Task statement
Find each line with the word "React" and copy it.

Source excerpt
○ ○ ○ ○ ○

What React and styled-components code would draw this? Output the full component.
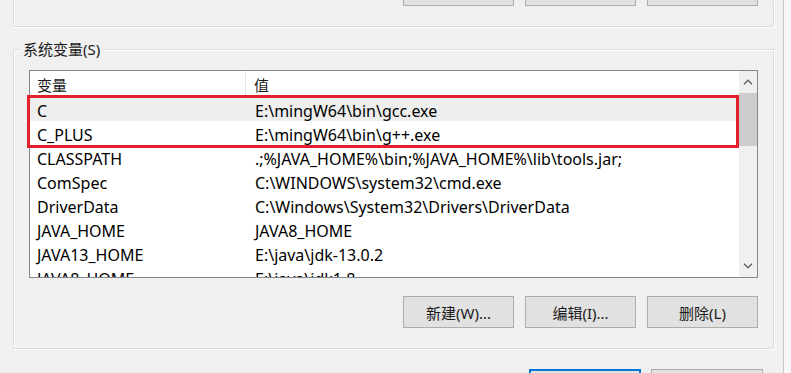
import React from 'react';
import styled, { createGlobalStyle } from 'styled-components';

const GlobalStyle = createGlobalStyle`
  html, body {
    margin: 0;
    padding: 0;
    background: #f7f7f7;
    overflow: hidden;
  }
  * {
    box-sizing: border-box;
  }
`;

const uiFont = `"Noto Sans", "Noto Sans CJK SC", sans-serif`;

const Window = styled.div`
  width: 784px;
  height: 373px;
  padding-left: 13px;
  background: #f0f0f0;
  border-right: 1px solid #c9c9c9;
  overflow: hidden;
  font-family: ${uiFont};
  color: #000;
`;

const TopGroup = styled.div`
  width: 761px;
  height: 27px;
  border: 1px solid #dcdcdc;
  border-top: none;
  box-shadow: 1px 1px 0 #fff, inset 1px 0 0 #fff;
  display: flex;
  justify-content: flex-end;
  align-items: flex-end;
  padding: 0 15px 20px 0;
  overflow: hidden;
`;

const SystemGroup = styled.div`
  position: relative;
  width: 761px;
  margin-top: 22px;
  border: 1px solid #dcdcdc;
  box-shadow: 1px 1px 0 #fff, inset 1px 1px 0 #fff;
  padding: 20px 15px 20px 15px;
`;

const Legend = styled.div`
  position: absolute;
  top: -11px;
  left: 6px;
  padding: 0 3px;
  background: #f0f0f0;
  font-size: 15px;
  line-height: 20px;
  color: #1a1a1a;
`;

const List = styled.div`
  position: relative;
  display: flex;
  height: 208px;
  border: 1px solid #828790;
  background: #fff;
`;

const Table = styled.div`
  flex: 1;
  overflow: hidden;
`;

const HeaderRow = styled.div`
  display: grid;
  grid-template-columns: 216px 1fr;
  height: 26px;
  font-size: 15px;
  color: #1a1a1a;
`;

const HeaderCell = styled.div`
  display: flex;
  align-items: center;
  padding-left: ${(p) => (p.$first ? '7px' : '8px')};
  border-right: ${(p) => (p.$first ? '1px solid #e5e5e5' : 'none')};
`;

const Row = styled.div`
  display: grid;
  grid-template-columns: 216px 1fr;
  height: 24px;
  overflow: hidden;
  font-size: 16px;
  line-height: 24px;
  white-space: nowrap;
  background: ${(p) => (p.$selected ? '#eeeeee' : '#fff')};
`;

const Cell = styled.div`
  padding-top: 2px;
  padding-left: ${(p) => (p.$first ? '7px' : '9px')};
  overflow: hidden;
`;

const Scrollbar = styled.div`
  width: 18px;
  display: flex;
  flex-direction: column;
  background: #f0f0f0;
`;

const ArrowButton = styled.div`
  height: ${(p) => p.$h}px;
  display: flex;
  align-items: center;
  justify-content: center;
`;

const Track = styled.div`
  flex: 1;
`;

const Thumb = styled.div`
  height: 53px;
  background: #cdcdcd;
`;

const Highlight = styled.div`
  position: absolute;
  left: -3px;
  top: 24px;
  width: 712px;
  height: 53px;
  border: 3px solid #e3202b;
  pointer-events: none;
`;

const ButtonRow = styled.div`
  display: flex;
  justify-content: flex-end;
  gap: 11px;
  margin-top: ${(p) => (p.$flush ? 0 : 18)}px;
`;

const Button = styled.button`
  width: ${(p) => p.$w || 111}px;
  height: 32px;
  flex: none;
  border: ${(p) => (p.$primary ? '2px solid #0078d7' : '1px solid #adadad')};
  background: #e1e1e1;
  font-family: ${uiFont};
  font-size: 15px;
  color: #1a1a1a;
  padding: 0;
`;

const FooterRow = styled.div`
  display: flex;
  justify-content: flex-end;
  gap: 10px;
  margin-top: 20px;
  padding-right: 20px;
`;

const Chevron = ({ up }) => (
  <svg width="10" height="6" viewBox="0 0 10 6">
    <path
      d={up ? 'M1 5.2 L5 1.2 L9 5.2' : 'M1 0.8 L5 4.8 L9 0.8'}
      fill="none"
      stroke="#606060"
      strokeWidth="1.3"
    />
  </svg>
);

const rows = [
  ['C', 'E:\\mingW64\\bin\\gcc.exe'],
  ['C_PLUS', 'E:\\mingW64\\bin\\g++.exe'],
  ['CLASSPATH', '.;%JAVA_HOME%\\bin;%JAVA_HOME%\\lib\\tools.jar;'],
  ['ComSpec', 'C:\\WINDOWS\\system32\\cmd.exe'],
  ['DriverData', 'C:\\Windows\\System32\\Drivers\\DriverData'],
  ['JAVA_HOME', 'JAVA8_HOME'],
  ['JAVA13_HOME', 'E:\\java\\jdk-13.0.2'],
  ['JAVA8_HOME', 'E:\\java\\jdk1.8'],
];

const App = () => {
  return (
    <Window>
      <GlobalStyle />
      {/* user-variable buttons, scrolled mostly out of view */}
      <TopGroup>
        <ButtonRow $flush>
          <Button />
          <Button />
          <Button />
        </ButtonRow>
      </TopGroup>

      <SystemGroup>
        <Legend>系统变量(S)</Legend>
        <List>
          <Table>
            <HeaderRow>
              <HeaderCell $first>变量</HeaderCell>
              <HeaderCell>值</HeaderCell>
            </HeaderRow>
            {rows.map(([name, value], i) => (
              <Row key={name} $selected={i === 0}>
                <Cell $first>{name}</Cell>
                <Cell>{value}</Cell>
              </Row>
            ))}
          </Table>
          <Scrollbar>
            <ArrowButton $h={22}>
              <Chevron up />
            </ArrowButton>
            <Thumb />
            <Track />
            <ArrowButton $h={22}>
              <Chevron />
            </ArrowButton>
          </Scrollbar>
          <Highlight />
        </List>
        <ButtonRow>
          <Button>新建(W)...</Button>
          <Button>编辑(I)...</Button>
          <Button>删除(L)</Button>
        </ButtonRow>
      </SystemGroup>

      <FooterRow>
        <Button $primary $w={112} />
        <Button $w={112} />
      </FooterRow>
    </Window>
  );
};

export default App;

○ ○ ○ ○ ○

Written response
What React and styled-components code would draw this? Output the full component.
import React from 'react';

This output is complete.